Credits: 3
As the language of business and the cornerstone of the financial capital markets, accounting provides terminology, frameworks, and concepts with which to understand and analyze the financial consequences of business activities. As these activities have become increasingly complex and global, the task of presenting timely, relevant, and reliable financial information to interested internal and external users has become more challenging. Prerequisites: Restricted to Darden students.
Credits: 2
Students who seek careers in investment banking, venture capital, corporate finance, and management consulting will find this course of interest. Although students pursuing these career paths do not need tax expertise, they do need to be able to evaluate critically when to call in the tax experts and what the tax experts are telling them. Therefore this course provides a general understanding of the basic tax consequences of fundamental restructuring strategies and a framework for evaluating the priority that taxes have in these strategies. The course requires students to analyze how tax consequences affect the value of different strategies to the buyer and seller. Understanding the effect of taxes on the value of a deal to the buyer and seller prepares future financial executives and strategic advisors to make better decisions and to be more effective negotiators. Although the course focuses on the tax consequences of restructuring strategies and their valuation implications, it also covers the nontax advantages and disadvantages of these strategies. Most of the course covers U.S. federal income tax issues of restructuring of C corporations, but it also will address pass-through entities. Other topics will be entity formation, taxable asset and stock acquisitions, tax-free asset and stock reorganizations, and divestitures and liquidations. The principal modes of instruction are cases, readings, articles, exercises, and a group project that allows students to investigate a specific deal of personal interest. Prerequisites: Restricted to Darden students.
Credits: 2
This course is about blending finance, tax law, accounting, and strategy in the analyses of high-value-added business decisions. This course is not about: tax compliance (the correct way to file tax returns), tax complexity (finding loopholes), tax minimization (beating Uncle Sam), or tax evasion (filing illegal returns). Students are provided with a framework for evaluating the priority that taxes, which directly or indirectly pervade most business transactions, have in business decisions.

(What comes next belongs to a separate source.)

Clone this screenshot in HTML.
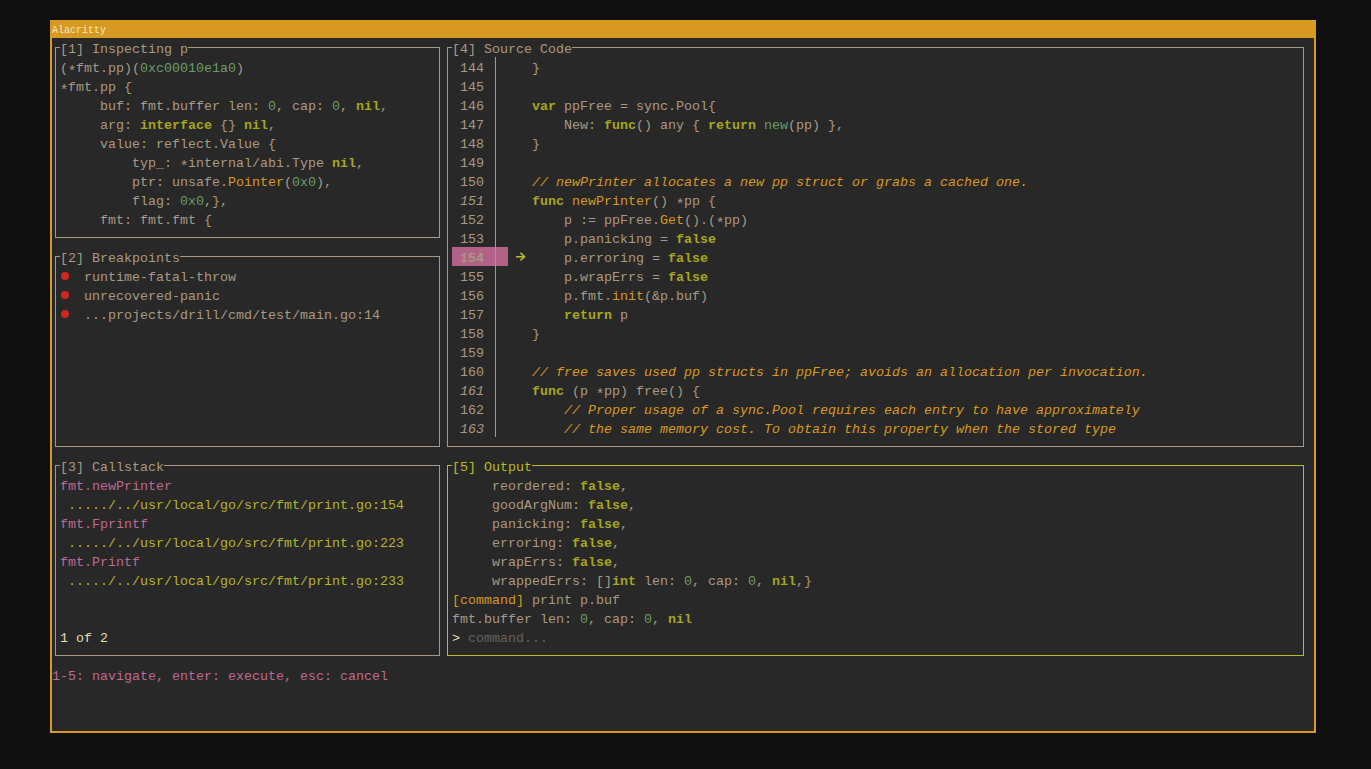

Students will explore how taxes affect a variety of fundamental business issues such as forming a company, compensating employees, attracting investors, and positioning worldwide operations. While the topics deal primarily with U.S. income taxes, the course's conceptual framework applies irrespective of time and jurisdiction. Students seeking careers in entrepreneurship, management consulting, investment banking, venture capital, or industry, especially general management, corporate finance, or accounting, will find this course of interest. No prior knowledge of taxation is required. The principal modes of instruction are cases, articles, and the group project that enables each student to tailor the course to address an area of personal interest.
Credits: 2
This course will cover the rapidly-expanding world of impact investing, focusing on the fundamentals underlying investment strategies for funds (and, to a lesser extent, companies) seeking to both create profit and generate social or environmental impact.
Credits: 2
This Darden Worldwide Course aims to develop a deeper understanding of a particular global business environment, what it takes to successfully enter and understand new business contexts, and how to develop a mindset as a leader across different cultures and institutions. The course accomplishes this by immersing students on-site in a new context to study these issues through engagement with local executives, global and local companies and organizations, meeting with government and community leaders, exploring activities of cultural and historical significance, and meeting with peers.
Credits: 2–3
A Darden Independent Study elective includes either case development or a research project to be conducted by an individual student under the direction of a faculty member. Students should secure the agreement of a resident faculty member to supervise their independent study and assign the final grade that is to be based to a significant degree on written evidence of the individual student's accomplishment.